#### DATASET SECTION
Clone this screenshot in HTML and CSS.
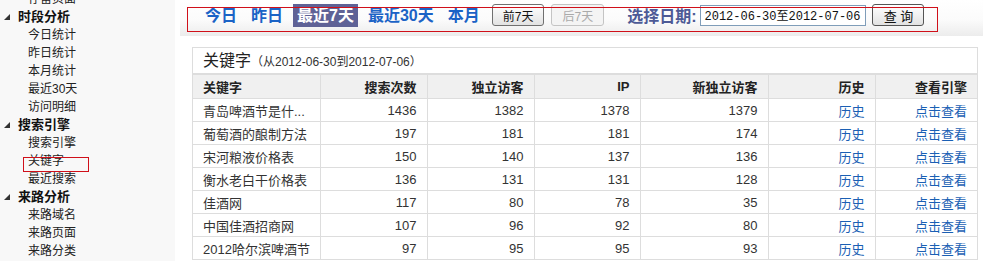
FILE: index.html
```html
<!DOCTYPE html>
<html lang="zh-CN">

<head>
	<meta charset="UTF-8">
	<title>关键字</title>
	<link rel="stylesheet" href="styles.css">
</head>

<body>
	<div class="page">
		<div class="sidebar">
			<ul class="menu">
				<li class="sub">存留页面</li>
				<li class="group"><i class="arrow"></i>时段分析</li>
				<li class="sub">今日统计</li>
				<li class="sub">昨日统计</li>
				<li class="sub">本月统计</li>
				<li class="sub">最近30天</li>
				<li class="sub">访问明细</li>
				<li class="group"><i class="arrow"></i>搜索引擎</li>
				<li class="sub">搜索引擎</li>
				<li class="sub current">关键字</li>
				<li class="sub">最近搜索</li>
				<li class="group"><i class="arrow"></i>来路分析</li>
				<li class="sub">来路域名</li>
				<li class="sub">来路页面</li>
				<li class="sub">来路分类</li>
			</ul>
		</div>

		<div class="main">
			<div class="toolbar">
				<a class="quick">今日</a>
				<a class="quick">昨日</a>
				<a class="quick selected">最近7天</a>
				<a class="quick">最近30天</a>
				<a class="quick">本月</a>
				<button class="btn btn-prev">前7天</button>
				<button class="btn btn-next" disabled>后7天</button>
				<span class="date-label">选择日期:</span>
				<input class="date-input" type="text" value="2012-06-30至2012-07-06">
				<button class="btn btn-query">查 询</button>
				<span class="toolbar-mark"></span>
			</div>

			<div class="panel">
				<div class="panel-title">关键字<span class="range">（从2012-06-30到2012-07-06）</span></div>
				<table class="stat-table">
					<colgroup>
						<col class="c-key">
						<col class="c-num">
						<col class="c-num">
						<col class="c-ip">
						<col class="c-new">
						<col class="c-num">
						<col>
					</colgroup>
					<thead>
						<tr>
							<th class="key">关键字</th>
							<th>搜索次数</th>
							<th>独立访客</th>
							<th>IP</th>
							<th>新独立访客</th>
							<th>历史</th>
							<th>查看引擎</th>
						</tr>
					</thead>
					<tbody>
						<tr>
							<td class="key">青岛啤酒节是什...</td>
							<td>1436</td>
							<td>1382</td>
							<td>1378</td>
							<td>1379</td>
							<td><a>历史</a></td>
							<td><a>点击查看</a></td>
						</tr>
						<tr>
							<td class="key">葡萄酒的酿制方法</td>
							<td>197</td>
							<td>181</td>
							<td>181</td>
							<td>174</td>
							<td><a>历史</a></td>
							<td><a>点击查看</a></td>
						</tr>
						<tr>
							<td class="key">宋河粮液价格表</td>
							<td>150</td>
							<td>140</td>
							<td>137</td>
							<td>136</td>
							<td><a>历史</a></td>
							<td><a>点击查看</a></td>
						</tr>
						<tr>
							<td class="key">衡水老白干价格表</td>
							<td>136</td>
							<td>131</td>
							<td>131</td>
							<td>128</td>
							<td><a>历史</a></td>
							<td><a>点击查看</a></td>
						</tr>
						<tr>
							<td class="key">佳酒网</td>
							<td>117</td>
							<td>80</td>
							<td>78</td>
							<td>35</td>
							<td><a>历史</a></td>
							<td><a>点击查看</a></td>
						</tr>
						<tr>
							<td class="key">中国佳酒招商网</td>
							<td>107</td>
							<td>96</td>
							<td>92</td>
							<td>80</td>
							<td><a>历史</a></td>
							<td><a>点击查看</a></td>
						</tr>
						<tr>
							<td class="key">2012哈尔滨啤酒节</td>
							<td>97</td>
							<td>95</td>
							<td>95</td>
							<td>93</td>
							<td><a>历史</a></td>
							<td><a>点击查看</a></td>
						</tr>
					</tbody>
				</table>
			</div>
		</div>
	</div>
</body>

</html>
```

FILE: styles.css
```css
body {
	margin: 0;
	background-color: #fff;
	font-family: "Liberation Sans", "Noto Sans CJK SC", sans-serif;
	font-size: 12px;
	color: #222;
	overflow: hidden;
}

.page {
	display: flex;
	height: 261px;
}

/* Sidebar menu */

.sidebar {
	width: 175px;
	flex-shrink: 0;
	background-color: #f8f8f8;
	overflow: hidden;
}

.menu {
	list-style: none;
	margin: -10px 0 0 0;
	padding: 0;
}

.menu li {
	line-height: 18px;
	height: 18px;
	white-space: nowrap;
}

.menu .group {
	padding-left: 4px;
	font-size: 13px;
	font-weight: bold;
	color: #111;
}

.menu .arrow {
	display: inline-block;
	width: 0;
	height: 0;
	border-left: 6px solid transparent;
	border-bottom: 6px solid #333;
	margin-right: 8px;
	vertical-align: 1px;
}

.menu .sub {
	padding-left: 28px;
	color: #222;
}

.menu .current {
	position: relative;
}

.menu .current::after {
	content: "";
	position: absolute;
	left: 23px;
	top: 5px;
	width: 64px;
	height: 13px;
	border: 1px solid #d0101a;
}

/* Main area */

.main {
	flex: 1;
	min-width: 0;
	padding-left: 5px;
}

.toolbar {
	position: relative;
	display: flex;
	align-items: center;
	height: 30px;
	padding: 0 0 6px 21px;
	background: linear-gradient(#fff 0%, #fbfbfb 55%, #ececec 100%);
}

/* red highlight frame drawn over the toolbar */
.toolbar-mark {
	position: absolute;
	left: 7px;
	top: 7px;
	width: 749px;
	height: 23px;
	border: 1px solid #d0101a;
	pointer-events: none;
}

.toolbar .quick {
	padding: 2px 4px;
	margin-right: 6px;
	font-size: 16px;
	font-weight: bold;
	line-height: 19px;
	color: #1b63c6;
}

.toolbar .selected {
	background-color: #5f6296;
	color: #fff;
}

.btn {
	height: 22px;
	padding: 0 10px;
	margin-left: 6px;
	font-family: "Liberation Sans", "Noto Sans CJK SC", sans-serif;
	font-size: 12px;
	color: #111;
	border: 1px solid #707070;
	border-radius: 3px;
	background: linear-gradient(#fff, #e2e2e2);
}

.btn-prev {
	margin-left: 2px;
}

.btn-next {
	margin-left: 7px;
	color: #aaa;
	border-color: #c4c4c4;
	background: #f4f4f4;
}

.btn-query {
	width: 52px;
	margin-left: 6px;
	padding: 0;
	font-size: 13px;
	border-color: #555;
}

.date-label {
	margin-left: 23px;
	font-size: 16px;
	font-weight: bold;
	color: #4d5a96;
}

.date-input {
	width: 166px;
	height: 21px;
	box-sizing: border-box;
	margin-left: 4px;
	padding: 0 3px;
	border: 1px solid #7f9db9;
	font-family: "Liberation Mono", "Noto Sans CJK SC", monospace;
	font-size: 12px;
	color: #111;
}

/* Keyword panel */

.panel {
	margin: 11px 5px 0 12px;
	border: 1px solid #ddd;
	border-bottom: none;
}

.panel-title {
	height: 25px;
	line-height: 25px;
	padding-left: 10px;
	font-size: 16px;
	color: #222;
	border-bottom: 1px solid #ddd;
}

.panel-title .range {
	font-size: 12px;
	color: #333;
}

.stat-table {
	width: 100%;
	border-collapse: collapse;
	table-layout: fixed;
}

.stat-table .c-key {
	width: 127px;
}

.stat-table .c-num {
	width: 107px;
}

.stat-table .c-ip {
	width: 106px;
}

.stat-table .c-new {
	width: 128px;
}

.stat-table th,
.stat-table td {
	padding: 0 10px;
	text-align: right;
	white-space: nowrap;
	overflow: hidden;
	border: 1px solid #ddd;
}

.stat-table th:first-child,
.stat-table td:first-child {
	border-left: none;
}

.stat-table th:last-child,
.stat-table td:last-child {
	border-right: none;
}

.stat-table th {
	height: 23px;
	background-color: #f0f0f0;
	font-size: 13px;
	font-weight: bold;
	color: #222;
}

.stat-table td {
	height: 22px;
	font-size: 13px;
	color: #333;
}

.stat-table .key {
	text-align: left;
}

.stat-table a {
	color: #1a5fb4;
}
```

#### TASK DETAILS
All the lines above are to be given again exactly as they read, with the pictures removed.

#### WRITTEN REPLY
Clone this screenshot in HTML and CSS.
FILE: index.html
```html
<!DOCTYPE html>
<html lang="zh-CN">

<head>
	<meta charset="UTF-8">
	<title>关键字</title>
	<link rel="stylesheet" href="styles.css">
</head>

<body>
	<div class="page">
		<div class="sidebar">
			<ul class="menu">
				<li class="sub">存留页面</li>
				<li class="group"><i class="arrow"></i>时段分析</li>
				<li class="sub">今日统计</li>
				<li class="sub">昨日统计</li>
				<li class="sub">本月统计</li>
				<li class="sub">最近30天</li>
				<li class="sub">访问明细</li>
				<li class="group"><i class="arrow"></i>搜索引擎</li>
				<li class="sub">搜索引擎</li>
				<li class="sub current">关键字</li>
				<li class="sub">最近搜索</li>
				<li class="group"><i class="arrow"></i>来路分析</li>
				<li class="sub">来路域名</li>
				<li class="sub">来路页面</li>
				<li class="sub">来路分类</li>
			</ul>
		</div>

		<div class="main">
			<div class="toolbar">
				<a class="quick">今日</a>
				<a class="quick">昨日</a>
				<a class="quick selected">最近7天</a>
				<a class="quick">最近30天</a>
				<a class="quick">本月</a>
				<button class="btn btn-prev">前7天</button>
				<button class="btn btn-next" disabled>后7天</button>
				<span class="date-label">选择日期:</span>
				<input class="date-input" type="text" value="2012-06-30至2012-07-06">
				<button class="btn btn-query">查 询</button>
				<span class="toolbar-mark"></span>
			</div>

			<div class="panel">
				<div class="panel-title">关键字<span class="range">（从2012-06-30到2012-07-06）</span></div>
				<table class="stat-table">
					<colgroup>
						<col class="c-key">
						<col class="c-num">
						<col class="c-num">
						<col class="c-ip">
						<col class="c-new">
						<col class="c-num">
						<col>
					</colgroup>
					<thead>
						<tr>
							<th class="key">关键字</th>
							<th>搜索次数</th>
							<th>独立访客</th>
							<th>IP</th>
							<th>新独立访客</th>
							<th>历史</th>
							<th>查看引擎</th>
						</tr>
					</thead>
					<tbody>
						<tr>
							<td class="key">青岛啤酒节是什...</td>
							<td>1436</td>
							<td>1382</td>
							<td>1378</td>
							<td>1379</td>
							<td><a>历史</a></td>
							<td><a>点击查看</a></td>
						</tr>
						<tr>
							<td class="key">葡萄酒的酿制方法</td>
							<td>197</td>
							<td>181</td>
							<td>181</td>
							<td>174</td>
							<td><a>历史</a></td>
							<td><a>点击查看</a></td>
						</tr>
						<tr>
							<td class="key">宋河粮液价格表</td>
							<td>150</td>
							<td>140</td>
							<td>137</td>
							<td>136</td>
							<td><a>历史</a></td>
							<td><a>点击查看</a></td>
						</tr>
						<tr>
							<td class="key">衡水老白干价格表</td>
							<td>136</td>
							<td>131</td>
							<td>131</td>
							<td>128</td>
							<td><a>历史</a></td>
							<td><a>点击查看</a></td>
						</tr>
						<tr>
							<td class="key">佳酒网</td>
							<td>117</td>
							<td>80</td>
							<td>78</td>
							<td>35</td>
							<td><a>历史</a></td>
							<td><a>点击查看</a></td>
						</tr>
						<tr>
							<td class="key">中国佳酒招商网</td>
							<td>107</td>
							<td>96</td>
							<td>92</td>
							<td>80</td>
							<td><a>历史</a></td>
							<td><a>点击查看</a></td>
						</tr>
						<tr>
							<td class="key">2012哈尔滨啤酒节</td>
							<td>97</td>
							<td>95</td>
							<td>95</td>
							<td>93</td>
							<td><a>历史</a></td>
							<td><a>点击查看</a></td>
						</tr>
					</tbody>
				</table>
			</div>
		</div>
	</div>
</body>

</html>
```

FILE: styles.css
```css
body {
	margin: 0;
	background-color: #fff;
	font-family: "Liberation Sans", "Noto Sans CJK SC", sans-serif;
	font-size: 12px;
	color: #222;
	overflow: hidden;
}

.page {
	display: flex;
	height: 261px;
}

/* Sidebar menu */

.sidebar {
	width: 175px;
	flex-shrink: 0;
	background-color: #f8f8f8;
	overflow: hidden;
}

.menu {
	list-style: none;
	margin: -10px 0 0 0;
	padding: 0;
}

.menu li {
	line-height: 18px;
	height: 18px;
	white-space: nowrap;
}

.menu .group {
	padding-left: 4px;
	font-size: 13px;
	font-weight: bold;
	color: #111;
}

.menu .arrow {
	display: inline-block;
	width: 0;
	height: 0;
	border-left: 6px solid transparent;
	border-bottom: 6px solid #333;
	margin-right: 8px;
	vertical-align: 1px;
}

.menu .sub {
	padding-left: 28px;
	color: #222;
}

.menu .current {
	position: relative;
}

.menu .current::after {
	content: "";
	position: absolute;
	left: 23px;
	top: 5px;
	width: 64px;
	height: 13px;
	border: 1px solid #d0101a;
}

/* Main area */

.main {
	flex: 1;
	min-width: 0;
	padding-left: 5px;
}

.toolbar {
	position: relative;
	display: flex;
	align-items: center;
	height: 30px;
	padding: 0 0 6px 21px;
	background: linear-gradient(#fff 0%, #fbfbfb 55%, #ececec 100%);
}

/* red highlight frame drawn over the toolbar */
.toolbar-mark {
	position: absolute;
	left: 7px;
	top: 7px;
	width: 749px;
	height: 23px;
	border: 1px solid #d0101a;
	pointer-events: none;
}

.toolbar .quick {
	padding: 2px 4px;
	margin-right: 6px;
	font-size: 16px;
	font-weight: bold;
	line-height: 19px;
	color: #1b63c6;
}

.toolbar .selected {
	background-color: #5f6296;
	color: #fff;
}

.btn {
	height: 22px;
	padding: 0 10px;
	margin-left: 6px;
	font-family: "Liberation Sans", "Noto Sans CJK SC", sans-serif;
	font-size: 12px;
	color: #111;
	border: 1px solid #707070;
	border-radius: 3px;
	background: linear-gradient(#fff, #e2e2e2);
}

.btn-prev {
	margin-left: 2px;
}

.btn-next {
	margin-left: 7px;
	color: #aaa;
	border-color: #c4c4c4;
	background: #f4f4f4;
}

.btn-query {
	width: 52px;
	margin-left: 6px;
	padding: 0;
	font-size: 13px;
	border-color: #555;
}

.date-label {
	margin-left: 23px;
	font-size: 16px;
	font-weight: bold;
	color: #4d5a96;
}

.date-input {
	width: 166px;
	height: 21px;
	box-sizing: border-box;
	margin-left: 4px;
	padding: 0 3px;
	border: 1px solid #7f9db9;
	font-family: "Liberation Mono", "Noto Sans CJK SC", monospace;
	font-size: 12px;
	color: #111;
}

/* Keyword panel */

.panel {
	margin: 11px 5px 0 12px;
	border: 1px solid #ddd;
	border-bottom: none;
}

.panel-title {
	height: 25px;
	line-height: 25px;
	padding-left: 10px;
	font-size: 16px;
	color: #222;
	border-bottom: 1px solid #ddd;
}

.panel-title .range {
	font-size: 12px;
	color: #333;
}

.stat-table {
	width: 100%;
	border-collapse: collapse;
	table-layout: fixed;
}

.stat-table .c-key {
	width: 127px;
}

.stat-table .c-num {
	width: 107px;
}

.stat-table .c-ip {
	width: 106px;
}

.stat-table .c-new {
	width: 128px;
}

.stat-table th,
.stat-table td {
	padding: 0 10px;
	text-align: right;
	white-space: nowrap;
	overflow: hidden;
	border: 1px solid #ddd;
}

.stat-table th:first-child,
.stat-table td:first-child {
	border-left: none;
}

.stat-table th:last-child,
.stat-table td:last-child {
	border-right: none;
}

.stat-table th {
	height: 23px;
	background-color: #f0f0f0;
	font-size: 13px;
	font-weight: bold;
	color: #222;
}

.stat-table td {
	height: 22px;
	font-size: 13px;
	color: #333;
}

.stat-table .key {
	text-align: left;
}

.stat-table a {
	color: #1a5fb4;
}
```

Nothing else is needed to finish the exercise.